Of course, we need to add the column to the input table (one is enough).

In [None]:
cleaned['female'] = gender['female']

### 2.3 Reshape the data
* Convert all **input features** to a matrix `X`.
* Convert the **target column** to an 1D-array `y`.

In [None]:
X = cleaned[['Pclass', 'Age']].values
y = cleaned['Survived'].values

In [None]:
X.shape, y.shape

## Part 3: Modeling

### 3.1 Create a Training/Test set

Split the data into a training and a test set:

In [None]:
from sklearn.model_selection import train_test_split

Xtrain, Xtest, ytrain, ytest = train_test_split(X, y, random_state=42)

In [None]:
Xtrain.shape, Xtest.shape

### Question
* Why do we need to create a separate test set?

### 3.2 Logistic Regression

In [None]:
from sklearn.linear_model import LogisticRegression

m = LogisticRegression()
m.fit(Xtrain, ytrain)

Calculate logreg coefficients

In [None]:
print('Pclass :', m.coef_[0][0])
print('Age    :', m.coef_[0][1])

## 4. Evaluate the model

Calculate the accuracy of the model for the training data:

In [None]:
m.score(Xtrain, ytrain)

With a *skewed dataset*, a confusion matrix is more robust:

In [None]:
from sklearn.metrics import confusion_matrix

ypred = m.predict(Xtrain)
confusion_matrix(ytrain, ypred)

### Challenge
Calculate the accuracy for the test data as well. Explain the differences.

### Question

Is this a good result? Why or why not?

### Challenge
Re-run the prediction above using the additional feature. How does the accuracy change?
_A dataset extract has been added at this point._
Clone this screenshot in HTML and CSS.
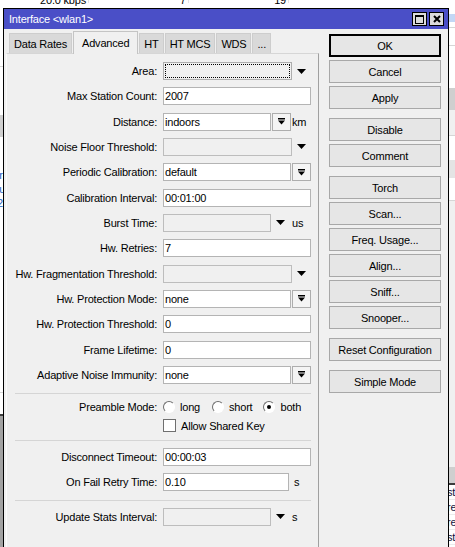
FILE: index.html
```html
<!DOCTYPE html>
<html lang="en">

<head>
    <meta charset="UTF-8">
    <meta name="viewport" content="width=device-width, initial-scale=1.0">
    <title>Interface &lt;wlan1&gt;</title>
    <link rel="stylesheet" href="styles.css">
</head>

<body>
    <div class="desk">
        <div class="desk-top">
            <span class="cell cell-a">20.0 kbps</span>
            <span class="cell cell-b">7</span>
            <span class="cell cell-c">19</span>
            <span class="cell cell-d"></span>
        </div>
        <div class="strip">
            <div class="band white h58"></div>
            <div class="band line"></div>
            <div class="band white h48"></div>
            <div class="band grey h22"></div>
            <div class="band white h31"></div>
            <div class="band frag"><span>ir</span></div>
            <div class="band frag"><span>lu</span></div>
            <div class="band frag"><span>2</span></div>
            <div class="band white h182"></div>
            <div class="band line"></div>
            <div class="band white h21"></div>
            <div class="band dark"></div>
            <div class="band mid fill"></div>
        </div>
        <div class="middle"></div>
        <div class="strip">
            <div class="band white h6"></div>
            <div class="band blue h8"></div>
            <div class="band white h5"></div>
            <div class="band line"></div>
            <div class="band white h17"></div>
            <div class="band line"></div>
            <div class="band white h42"></div>
            <div class="band grey h22"></div>
            <div class="band light h25"></div>
            <div class="band line"></div>
            <div class="band white h24"></div>
            <div class="band pale h18"></div>
            <div class="band white h22"></div>
            <div class="band line"></div>
            <div class="band light h266"></div>
            <div class="band grey h16"></div>
            <div class="band dark"></div>
            <div class="band list-row"><span>st</span></div>
            <div class="band list-row"><span>re</span></div>
            <div class="band list-row"><span>re</span></div>
            <div class="band list-row"><span>st</span></div>
            <div class="band list-row"><span>re</span></div>
        </div>
    </div>

    <div class="window">
        <div class="titlebar">
            <span class="title">Interface &lt;wlan1&gt;</span>
            <div class="tb-buttons">
                <span class="tb-btn">
                    <svg width="9" height="9" viewBox="0 0 9 9"><rect x="0.5" y="0.5" width="8" height="8" fill="none" stroke="#000"/><rect x="0" y="0" width="9" height="2" fill="#000"/></svg>
                </span>
                <span class="tb-btn">
                    <svg width="8" height="8" viewBox="0 0 8 8"><path d="M1 1 L7 7 M7 1 L1 7" stroke="#000" stroke-width="2"/></svg>
                </span>
            </div>
        </div>

        <div class="win-body">
            <div class="tabs-area">
                <div class="tabs">
                    <span class="tab">Data Rates</span>
                    <span class="tab active">Advanced</span>
                    <span class="tab">HT</span>
                    <span class="tab">HT MCS</span>
                    <span class="tab">WDS</span>
                    <span class="tab">...</span>
                </div>

                <div class="panel">
                    <div class="group">
                        <div class="row">
                            <span class="lbl">Area:</span>
                            <span class="box focus w-box"></span>
                            <span class="drop"><svg width="9" height="5" viewBox="0 0 9 5"><polygon points="0,0 9,0 4.5,5"/></svg></span>
                        </div>
                        <div class="row">
                            <span class="lbl">Max Station Count:</span>
                            <span class="input w-full">2007</span>
                        </div>
                        <div class="row">
                            <span class="lbl">Distance:</span>
                            <span class="input w-short">indoors</span>
                            <span class="spin"><svg width="7" height="7" viewBox="0 0 7 7"><rect x="0" y="0" width="7" height="1.5"/><polygon points="0,2.5 7,2.5 3.5,6.5"/></svg></span>
                            <span class="unit">km</span>
                        </div>
                        <div class="row">
                            <span class="lbl">Noise Floor Threshold:</span>
                            <span class="box w-box"></span>
                            <span class="drop"><svg width="9" height="5" viewBox="0 0 9 5"><polygon points="0,0 9,0 4.5,5"/></svg></span>
                        </div>
                        <div class="row">
                            <span class="lbl">Periodic Calibration:</span>
                            <span class="input w-mid">default</span>
                            <span class="spin"><svg width="7" height="7" viewBox="0 0 7 7"><rect x="0" y="0" width="7" height="1.5"/><polygon points="0,2.5 7,2.5 3.5,6.5"/></svg></span>
                        </div>
                        <div class="row">
                            <span class="lbl">Calibration Interval:</span>
                            <span class="input w-full">00:01:00</span>
                        </div>
                        <div class="row">
                            <span class="lbl">Burst Time:</span>
                            <span class="box w-short"></span>
                            <span class="drop"><svg width="9" height="5" viewBox="0 0 9 5"><polygon points="0,0 9,0 4.5,5"/></svg></span>
                            <span class="unit wide">us</span>
                        </div>
                        <div class="row">
                            <span class="lbl">Hw. Retries:</span>
                            <span class="input w-full">7</span>
                        </div>
                        <div class="row">
                            <span class="lbl">Hw. Fragmentation Threshold:</span>
                            <span class="box w-box"></span>
                            <span class="drop"><svg width="9" height="5" viewBox="0 0 9 5"><polygon points="0,0 9,0 4.5,5"/></svg></span>
                        </div>
                        <div class="row">
                            <span class="lbl">Hw. Protection Mode:</span>
                            <span class="input w-mid">none</span>
                            <span class="spin"><svg width="7" height="7" viewBox="0 0 7 7"><rect x="0" y="0" width="7" height="1.5"/><polygon points="0,2.5 7,2.5 3.5,6.5"/></svg></span>
                        </div>
                        <div class="row">
                            <span class="lbl">Hw. Protection Threshold:</span>
                            <span class="input w-full">0</span>
                        </div>
                        <div class="row">
                            <span class="lbl">Frame Lifetime:</span>
                            <span class="input w-full">0</span>
                        </div>
                        <div class="row">
                            <span class="lbl">Adaptive Noise Immunity:</span>
                            <span class="input w-mid">none</span>
                            <span class="spin"><svg width="7" height="7" viewBox="0 0 7 7"><rect x="0" y="0" width="7" height="1.5"/><polygon points="0,2.5 7,2.5 3.5,6.5"/></svg></span>
                        </div>
                    </div>

                    <div class="sep sep-first"></div>

                    <div class="group group-options">
                        <div class="row">
                            <span class="lbl">Preamble Mode:</span>
                            <span class="radio-opt"><span class="radio"></span><span class="opt-text">long</span></span>
                            <span class="radio-opt"><span class="radio"></span><span class="opt-text">short</span></span>
                            <span class="radio-opt"><span class="radio checked"></span><span class="opt-text">both</span></span>
                        </div>
                        <div class="row">
                            <span class="lbl"></span>
                            <span class="check"></span>
                            <span class="opt-text">Allow Shared Key</span>
                        </div>
                    </div>

                    <div class="sep sep-second"></div>

                    <div class="group group-tight">
                        <div class="row">
                            <span class="lbl">Disconnect Timeout:</span>
                            <span class="input w-full">00:00:03</span>
                        </div>
                        <div class="row">
                            <span class="lbl">On Fail Retry Time:</span>
                            <span class="input w-fail">0.10</span>
                            <span class="unit far">s</span>
                        </div>
                    </div>

                    <div class="sep"></div>

                    <div class="group">
                        <div class="row">
                            <span class="lbl">Update Stats Interval:</span>
                            <span class="box w-short"></span>
                            <span class="drop"><svg width="9" height="5" viewBox="0 0 9 5"><polygon points="0,0 9,0 4.5,5"/></svg></span>
                            <span class="unit wide">s</span>
                        </div>
                    </div>
                </div>
            </div>

            <div class="actions">
                <div class="btn-group">
                    <span class="btn default">OK</span>
                    <span class="btn">Cancel</span>
                    <span class="btn">Apply</span>
                </div>
                <div class="btn-group">
                    <span class="btn">Disable</span>
                    <span class="btn">Comment</span>
                </div>
                <div class="btn-group">
                    <span class="btn">Torch</span>
                    <span class="btn">Scan...</span>
                    <span class="btn">Freq. Usage...</span>
                    <span class="btn">Align...</span>
                    <span class="btn">Sniff...</span>
                    <span class="btn">Snooper...</span>
                </div>
                <div class="btn-group">
                    <span class="btn">Reset Configuration</span>
                </div>
                <div class="btn-group">
                    <span class="btn">Simple Mode</span>
                </div>
            </div>
        </div>
    </div>
</body>

</html>
```

FILE: styles.css
```css
* {
    box-sizing: border-box;
}

html,
body {
    margin: 0;
    padding: 0;
}

body {
    width: 455px;
    height: 547px;
    overflow: hidden;
    position: relative;
    font-family: "Liberation Sans", Arial, sans-serif;
    font-size: 11px;
    letter-spacing: -0.2px;
    color: #000;
    background: #fff;
}

/* list window behind the dialog */
.desk {
    display: grid;
    grid-template-columns: 3px 446px 6px;
    grid-template-rows: 8px 539px;
    height: 547px;
}

.desk-top {
    grid-column: 1 / -1;
    display: flex;
    overflow: hidden;
    background: #fff;
}

.cell {
    display: block;
    height: 8px;
    line-height: 11px;
    margin-top: -5px;
    padding-right: 2px;
    text-align: right;
    border-right: 1px solid #e3e3e3;
    color: #000;
}

.cell-a {
    width: 89px;
}

.cell-b {
    width: 100px;
}

.cell-c {
    width: 100px;
}

.cell-d {
    flex: 1;
    border-right: none;
}

.strip {
    display: flex;
    flex-direction: column;
    overflow: hidden;
}

.band {
    flex: none;
}

.white {
    background: #fff;
}

.grey {
    background: #cfcfcf;
}

.light {
    background: #f0f0f0;
}

.pale {
    background: #e4e4e4;
}

.blue {
    background: #c3d7f5;
}

.line {
    height: 1px;
    background: #d6d6d6;
}

.dark {
    height: 2px;
    background: #3c3c3c;
}

.mid {
    background: #a2a2a2;
}

.fill {
    flex: 1;
}

.frag,
.list-row {
    height: 14px;
    line-height: 14px;
    background: #fff;
    white-space: nowrap;
    overflow: hidden;
}

.frag span {
    margin-left: -3px;
    color: #1a5fc0;
}

.list-row {
    height: 15px;
    border-bottom: 1px solid #ececec;
}

.list-row span {
    margin-left: -2px;
    color: #101040;
}

.h5 { height: 5px; }
.h6 { height: 6px; }
.h8 { height: 8px; }
.h16 { height: 16px; }
.h17 { height: 17px; }
.h18 { height: 18px; }
.h21 { height: 21px; }
.h22 { height: 22px; }
.h24 { height: 24px; }
.h25 { height: 25px; }
.h31 { height: 31px; }
.h42 { height: 42px; }
.h48 { height: 48px; }
.h58 { height: 58px; }
.h182 { height: 182px; }
.h266 { height: 266px; }

/* dialog window */
.window {
    position: absolute;
    left: 3px;
    top: 8px;
    width: 446px;
    height: 545px;
    border: 1px solid #000;
    border-bottom: none;
    background: #f0f0f0;
}

.titlebar {
    height: 20px;
    display: flex;
    align-items: center;
    justify-content: space-between;
    padding: 0 4px 0 5px;
    background: #4a4fc7;
    color: #fff;
}

.tb-buttons {
    display: flex;
    gap: 2px;
}

.tb-btn {
    width: 15px;
    height: 14px;
    display: flex;
    align-items: center;
    justify-content: center;
    background: #dcdcdc;
    border: 1px solid #000;
}

.win-body {
    display: flex;
    align-items: flex-start;
    padding: 2px 0 0 2px;
}

.tabs-area {
    width: 313px;
    flex: none;
}

.tabs {
    display: flex;
    align-items: flex-end;
    height: 22px;
    padding-left: 3px;
}

.tab {
    height: 20px;
    display: flex;
    align-items: center;
    padding: 0 4px;
    margin-right: 1px;
    background: #d9d9d9;
    border: 1px solid #cdcdcd;
    border-bottom: none;
    white-space: nowrap;
}

.tab.active {
    height: 23px;
    margin-bottom: -1px;
    padding: 0 8px;
    background: #f0f0f0;
    border-color: #c4c4c4;
    position: relative;
    z-index: 1;
}

.panel {
    height: 500px;
    padding-top: 8px;
    border-top: 1px solid #d6d6d6;
    border-left: 1px solid #fbfbfb;
    border-right: 1px solid #a0a0a0;
}

.group {
    display: flex;
    flex-direction: column;
    gap: 7.33px;
}

.group-options {
    gap: 1px;
}

.group-tight {
    gap: 7px;
}

.sep {
    height: 1px;
    margin: 9px 7px 7px 8px;
    background: #d5d5d5;
}

.sep-first {
    margin-bottom: 4px;
}

.sep-second {
    margin-top: 5px;
}

.row {
    display: flex;
    align-items: center;
    height: 18px;
}

.lbl {
    width: 150px;
    flex: none;
    margin-right: 6px;
    text-align: right;
    white-space: nowrap;
}

.input {
    height: 18px;
    flex: none;
    padding: 0 1px;
    line-height: 16px;
    background: #fff;
    border: 1px solid #b4b4b4;
    white-space: nowrap;
}

.box {
    height: 18px;
    flex: none;
    background: #f0f0f0;
    border: 1px solid #bdbdbd;
}

.box.focus {
    border-color: #adadad;
    outline: 1px dotted #000;
    outline-offset: -3px;
}

.w-full { width: 148px; }
.w-mid { width: 128px; }
.w-box { width: 129px; }
.w-short { width: 108px; }
.w-fail { width: 126px; }

.drop {
    width: 19px;
    height: 18px;
    flex: none;
    display: flex;
    align-items: center;
    justify-content: center;
}

.spin {
    width: 19px;
    height: 18px;
    flex: none;
    margin-left: 1px;
    display: flex;
    align-items: center;
    justify-content: center;
    background: #f4f4f4;
    border: 1px solid #adadad;
}

.unit {
    margin-left: 1px;
}

.unit.wide {
    margin-left: 2px;
}

.unit.far {
    margin-left: 5px;
}

.radio-opt {
    display: flex;
    align-items: center;
    margin-right: 11px;
}

.radio-opt:first-of-type {
    margin-left: 1px;
}

.radio-opt:nth-of-type(3) {
    margin-left: 1px;
}

.radio {
    width: 12px;
    height: 12px;
    flex: none;
    display: flex;
    align-items: center;
    justify-content: center;
    border-radius: 50%;
    background: #fff;
    border: 1px solid;
    border-color: #6e6e6e #fff #fff #6e6e6e;
}

.radio.checked::after {
    content: "";
    width: 4px;
    height: 4px;
    border-radius: 50%;
    background: #000;
}

.opt-text {
    margin-left: 5px;
    white-space: nowrap;
}

.check {
    width: 13px;
    height: 13px;
    flex: none;
    background: #fff;
    border: 1px solid #6f6f6f;
}

/* button column */
.actions {
    width: 112px;
    flex: none;
    margin: 3px 0 0 10px;
    display: flex;
    flex-direction: column;
    gap: 9px;
}

.btn-group {
    display: flex;
    flex-direction: column;
    gap: 3px;
}

.btn {
    height: 23px;
    display: flex;
    align-items: center;
    justify-content: center;
    background: #e6e6e6;
    border: 1px solid #a8a8a8;
    white-space: nowrap;
}

.btn.default {
    border: 2px solid #000;
}
```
## Part 5: Try a Random Forest

Let's try a different model: The Random Forest (an **ensemble of decision trees**)

In [None]:
from sklearn.ensemble import RandomForestClassifier

m = RandomForestClassifier()

### Challenge
Fit the Random Forest model to the training data yourself and evaluate it on the test set.

Compare how the following parameters affect prediction quality:

In [None]:
m1 = RandomForestClassifier(max_depth=2)
m2 = RandomForestClassifier(max_depth=3)
m3 = RandomForestClassifier(max_depth=10)

Limiting the complexity of a model is called **regularization**

## Part 6: Prediction

Create a data set for additional passengers and predict whether they will survive:

In [None]:
leo = np.array([[22, 3, 0]])
kate = np.array([[25, 1, 1]])

print(m.predict(leo))
print(m.predict(kate))

### Challenge
There is (at least) one error in the definition of the data for prediction. Can you find and fix it?